In this seminal new study of family, Andrew Solomon tells the stories of parents who learn to deal with their exceptional children and find profound meaning in doing so.

He introduces us to families coping with deafness, dwarfism, Down syndrome, autism, schizophrenia, disability, with children who are prodigies, who are conceived in rape, who become criminals, who are transgender. While each of these characteristics is potentially isolating, Solomon documents repeated triumphs of human love and compassion to show that the shared experience of difference is what unites us.

'Reading Far from the Tree is a mind-opening experience.' Eric Kandel

Drawing on interviews with over three hundred families, Solomon documents ordinary people making courageous choices, whether considering prenatal screening for genetic disorders, cochlear implants for the deaf, or gender reassignment surgery.

Parents and children are challenged to their limits, but often grow closer as a result; many discover supportive communities of others similarly affected; some are inspired to become activists, celebrating the conditions they once feared.

Elegantly reported by a spectacularly original thinker, Far From The Tree explores themes of generosity, acceptance and tolerance - and shows how love for one's children can transcend every prejudice. This crucial and revelatory book expands our definition of what it is to be human.

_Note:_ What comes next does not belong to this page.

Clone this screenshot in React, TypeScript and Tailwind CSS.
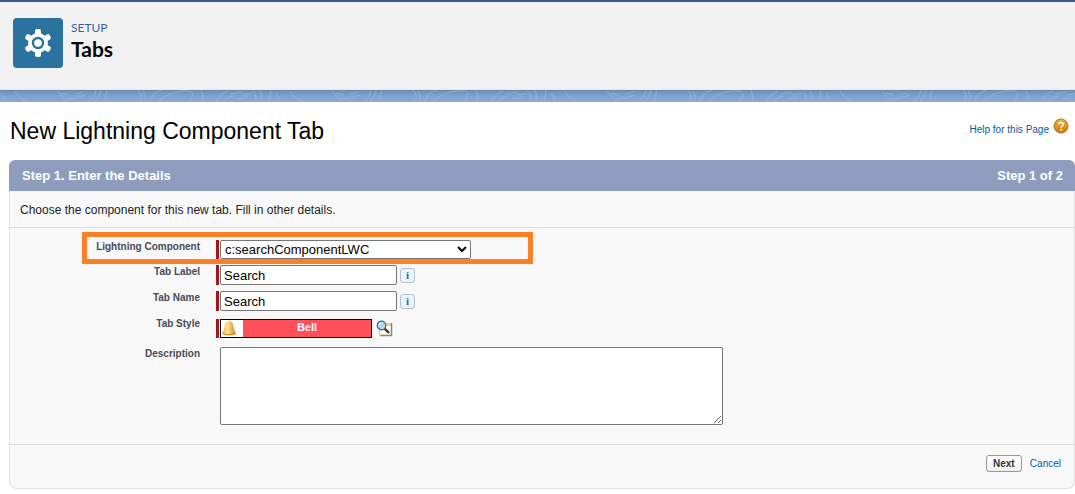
import { useState, ReactNode } from "react";

interface FieldRowProps {
  id: string;
  label: string;
  required?: boolean;
  highlighted?: boolean;
  roomy?: boolean;
  children: ReactNode;
}

function FieldRow({ id, label, required, highlighted, roomy, children }: FieldRowProps) {
  return (
    <div className="relative flex items-start">
      <label
        htmlFor={id}
        className="w-[190px] shrink-0 text-right text-[10px] leading-[14px] font-bold text-[#4a4a56]"
      >
        {label}
      </label>
      <div className={`ml-4 flex min-w-0 grow items-stretch ${roomy ? "pt-0.5 pb-[3px]" : ""}`}>
        <span className={`mr-px w-[3px] shrink-0 ${required ? "bg-[#a3161c]" : ""}`} />
        {children}
      </div>
      {highlighted && (
        <div className="pointer-events-none absolute -top-2 left-[72px] h-8 w-[451px] border-5 border-[#fb8126]" />
      )}
    </div>
  );
}

function InfoButton() {
  return (
    <button
      type="button"
      aria-label="Info"
      className="ml-[3px] h-[15px] w-[15px] self-center rounded-[3px] border border-[#b5bfcb] bg-[#edf3fa] font-['Liberation_Serif',serif] text-[11px] leading-3 font-bold text-[#2468a8]"
    >
      i
    </button>
  );
}

function GearIcon() {
  return (
    <div className="flex h-[50px] w-[50px] items-center justify-center rounded bg-[#2a739e]">
      <svg viewBox="0 0 28 30" className="h-[30px] w-7" fill="none">
        <g fill="#fff">
          <circle cx="14" cy="15" r="10" />
          <rect x="11" y="1" width="6" height="28" rx="2" />
          <rect x="11" y="1" width="6" height="28" rx="2" transform="rotate(60 14 15)" />
          <rect x="11" y="1" width="6" height="28" rx="2" transform="rotate(120 14 15)" />
        </g>
        <circle cx="14" cy="15" r="5" stroke="#2a739e" strokeWidth="2.4" />
      </svg>
    </div>
  );
}

function ContourBand() {
  return (
    <div className="h-3 bg-linear-to-b from-[#6b8cb3] via-[#7fa3cf] to-[#88abd5]">
      <svg className="block h-3 w-full" fill="none" stroke="#a9c6e6" strokeOpacity="0.45">
        <defs>
          <pattern id="contours" width="275" height="12" patternUnits="userSpaceOnUse">
            <path d="M1 3Q5 7 4 12M15 1Q19 8 28 12M57 1Q63 7 67 12M61 3L69 5M75 4L83 2M67 9L79 7 85 5M96 0Q95 7 89 12M101 0Q100 7 95 12M107 0L104 12M138 0Q144 6 139 12M143 1Q147 7 143 12M150 12Q151 3 162 0M158 12Q166 3 181 1T192 7L190 12M201 0Q204 6 202 12M217 12Q219 4 228 1M223 12Q226 7 233 6M230 4L240 2 244 5 252 3M238 9L248 7M253 1Q258 6 254 12M260 0Q263 6 261 12M271 0L269 12" />
          </pattern>
        </defs>
        <rect width="100%" height="12" fill="url(#contours)" stroke="none" />
      </svg>
    </div>
  );
}

function HelpIcon() {
  return (
    <svg viewBox="0 0 16 16" className="h-4 w-4">
      <defs>
        <linearGradient id="help" x2="0" y2="1">
          <stop stopColor="#f3b238" />
          <stop offset="1" stopColor="#d27a08" />
        </linearGradient>
      </defs>
      <circle cx="8" cy="8" r="7" fill="url(#help)" stroke="#a9701c" />
      <path
        d="M5.8 6.2C6 3.8 10.4 3.8 10.2 6.4C10.1 7.8 8.1 7.9 8.1 9.5"
        fill="none"
        stroke="#fff"
        strokeWidth="1.6"
      />
      <circle cx="8.1" cy="11.7" r="1" fill="#fff" />
    </svg>
  );
}

function BellIcon() {
  return (
    <svg viewBox="0 0 16 16" className="h-4 w-4">
      <defs>
        <linearGradient id="bell">
          <stop stopColor="#f0b340" />
          <stop offset="0.4" stopColor="#ffe291" />
          <stop offset="1" stopColor="#cf861d" />
        </linearGradient>
      </defs>
      <path
        d="M7 1Q8 0 9 1Q12 2 12.4 6Q13 10 15 13Q13 15.5 8 15.3Q3 15 1 13Q3.5 9 4 5Q4.3 2 7 1Z"
        fill="url(#bell)"
      />
      <path d="M1 13Q7 15.5 15 13L14 14.6Q8 16 2 14.4Z" fill="#c98320" />
    </svg>
  );
}

function LookupIcon() {
  return (
    <svg viewBox="0 0 17 17" className="h-[17px] w-[17px]" fill="none">
      <path d="M4 3H15V16H4Z" fill="#fffbe9" />
      <path d="M8 3H15V6H8Z" fill="#f5cf79" />
      <path d="M15.5 3V15.5H4" stroke="#8c8574" strokeWidth="1.5" />
      <path d="M3.5 10V15" stroke="#c9c4b4" />
      <path d="M8.5 8.5L13 13" stroke="#333" strokeWidth="2.4" />
      <circle cx="5.5" cy="5.5" r="4.3" fill="#a9d6f1" stroke="#47677d" strokeWidth="1.2" />
      <path d="M3 5Q3.5 3 5.5 3" stroke="#fff" strokeWidth="1.2" />
    </svg>
  );
}

export default function App() {
  const [component, setComponent] = useState("c:searchComponentLWC");
  const [tabLabel, setTabLabel] = useState("Search");
  const [tabName, setTabName] = useState("Search");
  const [description, setDescription] = useState("");

  const inputClass =
    "h-5 w-[177px] rounded-xs border border-[#767676] bg-white px-[3px] text-[13px] text-black";

  return (
    <div className="bg-white font-['Liberation_Sans',Arial,sans-serif] text-[#222]">
      <header className="border-t-2 border-[#34598f] font-['Lato',sans-serif]">
        <div className="flex h-[88px] items-start gap-2 border-b border-[#e4e5ea] bg-[#f3f2f2] px-[13px] pt-4">
          <GearIcon />
          <div>
            <p className="text-xs leading-5 text-[#3a5fa5]">SETUP</p>
            <h1 className="text-[21px] leading-[22px] font-bold text-[#080707]">Tabs</h1>
          </div>
        </div>
        <ContourBand />
      </header>

      <main className="pt-[14px] pb-1 pl-[9px]">
        <div className="flex items-start justify-between pr-[6px] pl-px">
          <h2 className="text-[23px] leading-[30px] text-black">New Lightning Component Tab</h2>
          <a href="#help" className="flex items-start gap-1 pt-0.5 text-[10px] text-[#015ba7]">
            <span className="pt-1 leading-4">Help for this Page</span>
            <HelpIcon />
          </a>
        </div>

        <form
          className="mt-[14px] rounded-lg border border-t-0 border-[#e0e0e0] bg-[#f8f8f8]"
          onSubmit={(e) => e.preventDefault()}
        >
          <div className="-mx-px flex h-[31px] items-center justify-between rounded-t-md bg-[#8e9dbe] pr-3 pl-[13px] text-[13px] font-bold text-white">
            <h3>Step 1. Enter the Details</h3>
            <span>Step 1 of 2</span>
          </div>
          <p className="border-b border-[#dbdbdb] px-[10px] pt-[11px] pb-[9px] text-xs leading-4">
            Choose the component for this new tab. Fill in other details.
          </p>

          <div className="flex flex-col gap-[6px] pt-3 pb-[19px]">
            <FieldRow id="component" label="Lightning Component" required highlighted>
              <select
                id="component"
                value={component}
                onChange={(e) => setComponent(e.target.value)}
                className="h-[19px] w-[251px] rounded-xs border border-[#767676] bg-white text-[13px] text-black"
              >
                <option>c:searchComponentLWC</option>
              </select>
            </FieldRow>
            <FieldRow id="tab-label" label="Tab Label" required>
              <input
                id="tab-label"
                type="text"
                value={tabLabel}
                onChange={(e) => setTabLabel(e.target.value)}
                className={inputClass}
              />
              <InfoButton />
            </FieldRow>
            <FieldRow id="tab-name" label="Tab Name" required>
              <input
                id="tab-name"
                type="text"
                value={tabName}
                onChange={(e) => setTabName(e.target.value)}
                className={inputClass}
              />
              <InfoButton />
            </FieldRow>
            <FieldRow id="tab-style" label="Tab Style" required roomy>
              <button
                id="tab-style"
                type="button"
                className="flex h-[19px] w-[152px] border border-black bg-[#ff505c] text-[11px] leading-[14px] font-bold text-white"
              >
                <span className="h-full w-[22px] bg-white">
                  <BellIcon />
                </span>
                <span className="grow">Bell</span>
              </button>
              <button type="button" aria-label="Tab Style Lookup" className="ml-1">
                <LookupIcon />
              </button>
            </FieldRow>
            <FieldRow id="description" label="Description">
              <textarea
                id="description"
                value={description}
                onChange={(e) => setDescription(e.target.value)}
                className="h-[78px] w-[503px] rounded-xs border border-[#767676] bg-white p-0.5 text-[13px]"
              />
            </FieldRow>
          </div>

          <div className="flex items-start justify-end gap-2 border-t border-[#dbdbdb] pt-[10px] pr-[13px] pb-4 text-[10px]">
            <button
              type="submit"
              className="h-[17px] w-9 rounded-[3px] border border-[#999] bg-linear-to-b from-white to-[#f0f0f0] leading-[15px] font-bold text-[#333]"
            >
              Next
            </button>
            <a href="#cancel" className="leading-[17px] text-[#015ba7]">
              Cancel
            </a>
          </div>
        </form>
      </main>
    </div>
  );
}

'A brave and ambitious work, bringing together science, culture and a powerful empathy. Solomon tells us that we have more in common with each other - even with those who seem anything but normal - than we would ever have imagined.' Malcolm Gladwell

Andrew Solomon is a journalist and lecturer of politics, culture and psychology who writes regularly for the New Yorker , Newsweek , and the Guardian . He is a Lecturer in Psychiatry at Cornell University and Special Adviser on LGBT Affairs to Yale University's Department of Psychiatry. His highly acclaimed international study of depression, The Noonday Demon won the 2001 National Book Award and was a finalist for the 2002 Pulitzer Prize. He lives with his husband and son in New York and London.